Below are records that hold pictures; write out only the lines from their start through the line with "string; value: string;", exactly, and drop the pictures.
* BEGIN Given records *
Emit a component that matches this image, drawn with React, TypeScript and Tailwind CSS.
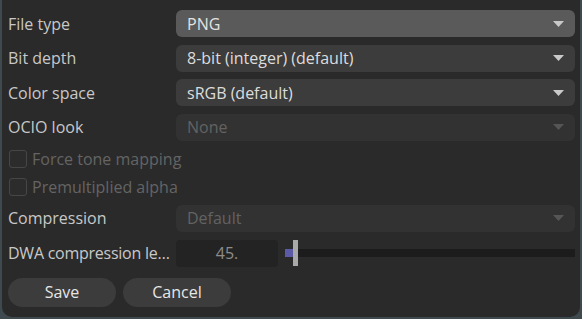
import React from 'react';

type Opt = { label: string; value: string; disabled?: boolean; active?: boolean };

const OPTIONS: Opt[] = [
  { label: 'File type', value: 'PNG', active: true },
  { label: 'Bit depth', value: '8-bit (integer) (default)' },
  { label: 'Color space', value: 'sRGB (default)' },
  { label: 'OCIO look', value: 'None', disabled: true },
];

function Caret({ dim }: { dim?: boolean }) {
  return (
    <svg width="11" height="6" viewBox="0 0 11 6" className="shrink-0">
      <path d="M0 0 H11 L5.5 6 Z" fill={dim ? '#555555' : '#c9c9c9'} />
    </svg>
  );
}

function Select({ value, disabled, active }: { value: string; disabled?: boolean; active?: boolean }) {
  return (
    <div
      className={
        'flex-1 h-[27px] rounded-[6px] flex items-center justify-between pl-[11px] pr-[11px] ' +
        (active ? 'bg-[#5a5a5a] text-[#e2e2e2]' : disabled ? 'bg-[#323232] text-[#626262]' : 'bg-[#3c3c3c] text-[#dcdcdc]')
      }
    >
      <span>{value}</span>
      <Caret dim={disabled} />
    </div>
  );
}

function Row({ label, tight, children }: { label: string; tight?: boolean; children: React.ReactNode }) {
  return (
    <div className="flex items-center h-[27px]">
      <div className={'w-[168px] shrink-0 text-[#c8c8c8] whitespace-nowrap' + (tight ? ' tracking-[-0.25px]' : '')}>
        {label}
      </div>
      {children}
    </div>
  );
}

function Check({ label }: { label: string }) {
  return (
    <div className="flex items-center h-[28px] pl-[1px] gap-[5px] text-[#646464]">
      <div className="w-[18px] h-[18px] rounded-[3px] border border-[#464646] bg-[#2c2c2c]" />
      <span>{label}</span>
    </div>
  );
}

export default function App() {
  return (
    <div
      className="w-[582px] h-[319px] bg-[#3f4a4e] px-[2px] pb-[2px]"
      style={{ fontFamily: '"Open Sans", "Noto Sans", sans-serif' }}
    >
      <div className="h-full bg-[#2a2a2a] rounded-b-[10px] pl-[6px] pr-[5px] pt-[10px] text-[16px] leading-[22px] flex flex-col">
        <div className="flex flex-col gap-[7.5px]">
          {OPTIONS.map((o) => (
            <Row key={o.label} label={o.label}>
              <Select value={o.value} disabled={o.disabled} active={o.active} />
            </Row>
          ))}
        </div>
        <div className="flex flex-col mt-[4px]">
          <Check label="Force tone mapping" />
          <Check label="Premultiplied alpha" />
        </div>
        <div className="flex flex-col gap-[8px] mt-[4px]">
          <Row label="Compression">
            <Select value="Default" disabled />
          </Row>
          <Row label="DWA compression le…" tight>
            <div className="w-[102px] h-[27px] rounded-[4px] bg-[#232323] text-[#8c8c8c] flex items-center justify-center">
              45.
            </div>
            <div className="flex-1 h-[27px] ml-[7px] flex items-center">
              <div className="w-[8px] h-[8px] bg-[#5a5aa6]" />
              <div className="w-[5px] h-[26px] bg-[#a9a9a9]" />
              <div className="flex-1 h-[8px] bg-[#1c1c1c]" />
            </div>
          </Row>
        </div>
        <div className="flex gap-[7px] mt-[11px]">
          <button className="w-[108px] h-[29px] rounded-full bg-[#3c3c3c] text-[#e6e6e6]">Save</button>
          <button className="w-[108px] h-[29px] rounded-full bg-[#3c3c3c] text-[#e6e6e6]">Cancel</button>
        </div>
      </div>
    </div>
  );
}
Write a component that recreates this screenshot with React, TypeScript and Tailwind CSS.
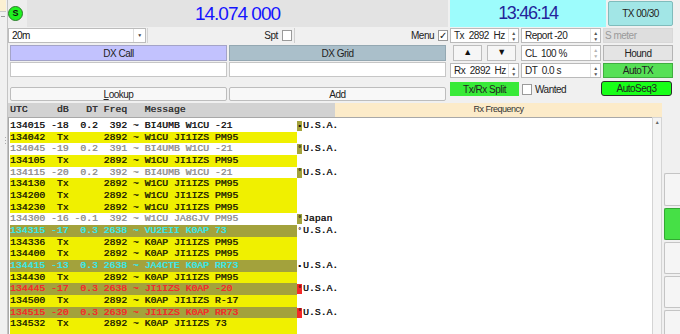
import React from "react";

type Kind = "tx" | "new" | "old" | "cq" | "me";

type Row = {
  text: string;
  kind: Kind;
  mark?: string;
  markBg?: string;
  country?: string;
};

const rows: Row[] = [
  { text: "134015 -18  0.2  392 ~ BI4UMB W1CU -21", kind: "new", mark: "•", markBg: "bg-[#a3a23c]", country: "U.S.A." },
  { text: "134042  Tx      2892 ~ W1CU JI1IZS PM95", kind: "tx" },
  { text: "134045 -19  0.2  391 ~ BI4UMB W1CU -21", kind: "old", mark: "°", markBg: "bg-[#a3a23c]", country: "U.S.A." },
  { text: "134105  Tx      2892 ~ W1CU JI1IZS PM95", kind: "tx" },
  { text: "134115 -20  0.2  392 ~ BI4UMB W1CU -21", kind: "old", mark: "°", markBg: "bg-[#a3a23c]", country: "U.S.A." },
  { text: "134130  Tx      2892 ~ W1CU JI1IZS PM95", kind: "tx" },
  { text: "134200  Tx      2892 ~ W1CU JI1IZS PM95", kind: "tx" },
  { text: "134230  Tx      2892 ~ W1CU JI1IZS PM95", kind: "tx" },
  { text: "134300 -16 -0.1  392 ~ W1CU JA8GJV PM95", kind: "old", mark: "°", markBg: "bg-[#a3a23c]", country: "Japan" },
  { text: "134315 -17  0.3 2638 ~ VU2EII K0AP 73", kind: "cq", mark: "°", country: "U.S.A." },
  { text: "134336  Tx      2892 ~ K0AP JI1IZS PM95", kind: "tx" },
  { text: "134400  Tx      2892 ~ K0AP JI1IZS PM95", kind: "tx" },
  { text: "134415 -13  0.3 2638 ~ JA4CTE K0AP RR73", kind: "cq", mark: "•", country: "U.S.A." },
  { text: "134430  Tx      2892 ~ K0AP JI1IZS PM95", kind: "tx" },
  { text: "134445 -17  0.3 2638 ~ JI1IZS K0AP -20", kind: "me", mark: "°", markBg: "bg-[#f42a2a]", country: "U.S.A." },
  { text: "134500  Tx      2892 ~ K0AP JI1IZS R-17", kind: "tx" },
  { text: "134515 -20  0.3 2639 ~ JI1IZS K0AP RR73", kind: "me", mark: "°", markBg: "bg-[#f42a2a]", country: "U.S.A." },
  { text: "134532  Tx      2892 ~ K0AP JI1IZS 73", kind: "tx" },
];

const rowStyle: Record<Kind, string> = {
  tx: "bg-[#f0f000] text-[#2a2a00]",
  new: "text-[#1c1c1c]",
  old: "text-[#929292]",
  cq: "bg-[#a3a23c] text-[#3ae6e6]",
  me: "bg-[#a3a23c] text-[#f42a2a]",
};

const ui = "font-['Liberation_Sans',Arial,sans-serif] tracking-[-0.5px]";
const mono =
  "font-['Liberation_Mono','Courier_New',monospace] tracking-normal [text-shadow:0.35px_0_0_currentColor]";

function SpinArrows({ dim }: { dim?: boolean }) {
  return (
    <div
      className={`flex h-full w-[10px] shrink-0 flex-col items-center justify-center border-l border-[#e4e4e4] text-[5px] leading-[6px] ${
        dim ? "text-[#b4b4b4]" : "text-[#555]"
      }`}
    >
      <span>▲</span>
      <span>▼</span>
    </div>
  );
}

function Spin({ children, dim }: { children: React.ReactNode; dim?: boolean }) {
  return (
    <div className="flex h-full items-center border border-[#bababa] bg-white">
      <div className="flex flex-1 items-center overflow-hidden whitespace-pre pl-[3px] text-[#222]">{children}</div>
      <SpinArrows dim={dim} />
    </div>
  );
}

function Check({ checked }: { checked?: boolean }) {
  return (
    <div className="flex h-[11px] w-[10px] shrink-0 items-center justify-center border border-[#9a9a9a] bg-white text-[10px] leading-none text-[#111]">
      {checked ? "✓" : ""}
    </div>
  );
}

export default function App() {
  return (
    <div className={`flex h-[334px] w-[680px] overflow-hidden bg-[#f0f0f0] text-[10px] ${ui}`}>
      {/* left splitter strip */}
      <div className="flex w-[8px] shrink-0 flex-col border-r border-[#c4c4c4]">
        <div className="h-[12px] w-[6px] border-b border-[#c8c8c8] bg-[#fbf0d2]" />
        <div className="ml-[1px] mt-[4px] h-[1px] w-[4px] bg-[#999]" />
        <div className="ml-[5px] mt-[120px] flex flex-col gap-[2px]">
          <span className="h-[1px] w-[1px] bg-[#aaa]" />
          <span className="h-[1px] w-[1px] bg-[#aaa]" />
          <span className="h-[1px] w-[1px] bg-[#aaa]" />
        </div>
      </div>

      <div className="flex h-full w-[672px] flex-col">
        {/* top controls */}
        <div className="flex h-[103px] shrink-0">
          {/* left block */}
          <div className="flex w-[440px] flex-col">
            <div className="flex h-[27px] shrink-0">
              <div className="w-[19px] bg-[#ededed] pt-[6px]">
                <div className="flex h-[15px] w-[15px] items-center justify-center rounded-full border border-[#2a7a2a] bg-[#1ff01f] text-[9px] font-bold tracking-normal text-[#111]">
                  S
                </div>
              </div>
              <div className="flex flex-1 items-center justify-center whitespace-pre bg-[#e3e3e3] pt-[1px] text-[19px] tracking-[-1px] text-[#1414ff]">
                14.074 000
              </div>
            </div>

            <div className="mt-[1px] flex h-[15px] shrink-0 items-center">
              <div className="flex h-full w-[138px] items-center border border-[#bcbcbc] bg-white">
                <span className="flex-1 pl-[3px] text-[#111]">20m</span>
                <span className="flex h-full w-[12px] items-center justify-center border-l border-[#dedede] text-[5px] text-[#444]">
                  ▼
                </span>
              </div>
              <div className="ml-[1px] h-full w-[1px] bg-[#d4d4d4]" />
              <span className="ml-auto mr-[4px] text-[#222]">Spt</span>
              <Check />
              <div className="ml-[2px] h-full w-[1px] bg-[#cfcfcf]" />
              <span className="ml-auto mr-[4px] text-[#222]">Menu</span>
              <Check checked />
            </div>

            <div className="mt-[2px] flex h-[16px] shrink-0 gap-[2px] pl-[2px]">
              <div className="flex w-[217px] items-center justify-center border border-[#a4a4c8] bg-[#c2c2fe] text-[#222]">
                DX Call
              </div>
              <div className="flex w-[217px] items-center justify-center border border-[#94a8b2] bg-[#aabfca] text-[#222]">
                DX Grid
              </div>
            </div>

            <div className="mt-[1px] flex h-[15px] shrink-0 gap-[2px] pl-[2px]">
              <div className="w-[217px] border border-[#c6c6c6] bg-white" />
              <div className="w-[217px] border border-[#c6c6c6] bg-white" />
            </div>

            <div className="mt-[10px] flex h-[14px] shrink-0 gap-[2px] pl-[2px]">
              <div className="flex w-[217px] items-center justify-center rounded-[2px] border border-[#bdbdbd] bg-[#f8f8f8] text-[#222]">
                <span className="underline">L</span>ookup
              </div>
              <div className="flex w-[217px] items-center justify-center rounded-[2px] border border-[#bdbdbd] bg-[#f8f8f8] text-[#222]">
                Add
              </div>
            </div>
          </div>

          {/* right block */}
          <div className="flex w-[232px] flex-col pl-[2px]">
            <div className="flex h-[27px] shrink-0">
              <div className="flex w-[156px] items-center justify-center bg-[#9dfcfc] text-[18px] tracking-[-1.3px] text-[#24249a]">
                13:46:14
              </div>
              <div className="ml-[2px] mt-[1px] flex h-[25px] w-[65px] items-center justify-center rounded-[2px] border border-[#7fbcbc] bg-[#a2e6e6] text-[#222]">
                TX 00/30
              </div>
            </div>

            <div className="mt-[1px] flex h-[15px] shrink-0">
              <div className="w-[69px]">
                <Spin>{"Tx  2892  Hz"}</Spin>
              </div>
              <div className="ml-[2px] w-[80px]">
                <Spin>Report -20</Spin>
              </div>
              <div className="ml-[2px] flex w-[70px] items-center border border-[#d8d8d8] bg-[#dedede] pl-[1px] text-[#9a9a9a]">
                S meter
              </div>
            </div>

            <div className="mt-[2px] flex h-[16px] shrink-0">
              <div className="flex w-[69px] gap-[5px] pl-[3px]">
                <div className="flex w-[29px] items-center justify-center border border-[#bdbdbd] bg-[#f6f6f6] text-[9px] text-[#111]">
                  ▲
                </div>
                <div className="flex w-[29px] items-center justify-center border border-[#bdbdbd] bg-[#f6f6f6] text-[9px] text-[#111]">
                  ▼
                </div>
              </div>
              <div className="ml-[2px] w-[80px]">
                <Spin dim>{"CL  100 %"}</Spin>
              </div>
              <div className="ml-[2px] flex w-[70px] items-center justify-center border border-[#b4b4b4] bg-[#e4e4e4] text-[#222]">
                Hound
              </div>
            </div>

            <div className="mt-[2px] flex h-[15px] shrink-0">
              <div className="w-[69px]">
                <Spin>{"Rx  2892  Hz"}</Spin>
              </div>
              <div className="ml-[2px] w-[80px]">
                <Spin>{"DT  0.0 s"}</Spin>
              </div>
              <div className="ml-[2px] flex w-[70px] items-center justify-center border border-[#3fae3f] bg-[#56e056] text-[#222]">
                AutoTX
              </div>
            </div>

            <div className="mt-[4px] flex h-[14px] shrink-0">
              <div className="flex w-[69px] items-center justify-center bg-[#38ea38] text-[#222]">
                Tx/Rx Split
              </div>
              <div className="ml-[3px] flex w-[78px] items-center gap-[3px]">
                <Check />
                <span className="text-[#222]">Wanted</span>
              </div>
              <div className="-mt-[1px] ml-[1px] flex h-[15px] w-[71px] items-center justify-center rounded-[3px] border border-[#2c2c2c] bg-[#18ff18] text-[#222]">
                AutoSeq3
              </div>
            </div>
          </div>
        </div>

        {/* column headers */}
        <div className="flex h-[14px] shrink-0">
          <div className={`flex w-[327px] items-center whitespace-pre bg-[#d2d2d2] pl-[2px] text-[9.75px] text-[#333] ${mono}`}>
            {"UTC     dB   DT Freq   Message"}
          </div>
          <div className="flex w-[327px] items-center justify-center bg-[#fcebc9] text-[9px] text-[#333]">
            Rx Frequency
          </div>
        </div>

        {/* decoded list */}
        <div className="flex min-h-0 flex-1">
          <div className={`w-[644px] overflow-hidden border-l border-t border-[#a8a8a8] bg-white pt-[2px] text-[9.75px] ${mono}`}>
            {rows.map((r, i) => (
              <div key={i} className="flex h-[11.68px] leading-[11.68px]">
                <div className={`ml-[1px] w-[287px] whitespace-pre ${rowStyle[r.kind]}`}>{r.text}</div>
                <div className="w-[6px]">
                  {r.mark && (
                    <div
                      className={`mt-[1px] flex h-[10px] w-[5px] items-center justify-center text-[7px] leading-none text-[#111] ${
                        r.markBg ?? ""
                      }`}
                    >
                      {r.mark}
                    </div>
                  )}
                </div>
                {r.country && <div className="text-[#1c1c1c]">{r.country}</div>}
              </div>
            ))}
            <div className="ml-[1px] h-[6px] w-[287px] bg-[#f0f000]" />
          </div>
          <div className="flex w-[10px] flex-col border-x border-t border-[#d4d4d4] bg-[#f4f4f4]">
            <div className="flex h-[10px] items-center justify-center text-[5px] text-[#666]">▲</div>
          </div>
          <div className="ml-[2px] flex flex-1 flex-col gap-[2px] pt-[56px]">
            <div className="h-[33px] shrink-0 rounded-l-[2px] border border-r-0 border-[#c4c4c4] bg-[#f5f5f5]" />
            <div className="h-[32px] shrink-0 rounded-l-[2px] border border-r-0 border-[#32a832] bg-[#46e046]" />
            <div className="h-[32px] shrink-0 rounded-l-[2px] border border-r-0 border-[#c4c4c4] bg-[#f5f5f5]" />
            <div className="h-[32px] shrink-0 rounded-l-[2px] border border-r-0 border-[#c4c4c4] bg-[#f5f5f5]" />
            <div className="h-[32px] shrink-0 rounded-l-[2px] border border-r-0 border-[#c4c4c4] bg-[#f5f5f5]" />
          </div>
        </div>
      </div>
    </div>
  );
}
* END Given records *
* **Task answer**
Emit a component that matches this image, drawn with React, TypeScript and Tailwind CSS.
import React from 'react';

type Opt = { label: string; value: string; disabled?: boolean; active?: boolean };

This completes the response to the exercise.